Nos últimos anos com o crescimento do turismo e com a pressão imobiliária muitas famílias foram obrigadas a abandonar as ilhas e muitas destas transformaram-se em pequenos T0 de luxo com rendas pouco acessíveis. Outras ilhas foram demolidas e muito poucas foram recuperadas para continuarem a alojar as mesmas famílias.
Apesar das fracas condições de vida nas ilhas a ideia de comunidade está muito presente, e muitas vezes estas pessoas têm o que costumam dizer a “família de sangue” e a “família da rua”.
O projecto fotográfico desenvolvido entre finais de Outubro e inícios de Dezembro é um retrato de vivências de diferentes pessoas residentes em ilhas situadas nas traseiras da minha casa. Numa pesquisa pelo Arquivo Municipal do Porto é provável que estas ilhas que vejo tivessem sido construídas para albergar os operários da Fábrica de Curtumes da Póvoa, situada na Rua da Póvoa, que agora se encontra em ruína. Estas ilhas não seguem a tipologia clássica e algumas das casas sofreram mudanças ao longo dos anos, foram alongadas ou construídos anexos.

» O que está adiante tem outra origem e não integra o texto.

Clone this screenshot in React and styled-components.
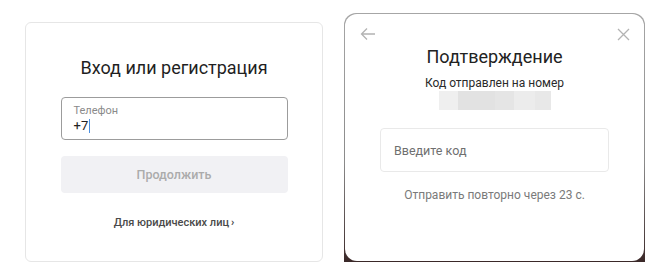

As fotografias foram tiradas a partir da varanda da minha casa com uma teleobjectiva e uma câmara analógica. Como o prédio onde resido se situa numa zona mais alta do que as ilhas as fotografias são em grande parte planos picados. Por outro lado isto fez com que as fotografias fossem mais anónimas, isto é, as fotografias foram tiradas sem o conhecimento e a percepção das pessoas. Ao longo destes dois meses fui tirando fotografias em dias de sol, chuva, dias da semana e fins de semana. É curioso que a partir de um projecto fotográfico se fique a conhecer rotinas de pessoas que não se conhece. Nos dias de sol há sempre roupa estendida a secar, aos fins de semana vê-se mais pessoas à porta das suas casas a conversar, durante a semana entre as 8h45 e as 9h da manhã os pais e mães levam os filhos à escola de mãos dadas, e nos dias de chuva quase não se vê pessoas e apenas ficam nos estendais algumas peças de roupa que não se conseguiu tirar antes da chuva. Este projecto é então um retrato não só das vivências destas famílias em particular mas também um retrato de algo que é tão característico da cidade do Porto e que aos poucos se está a transformar.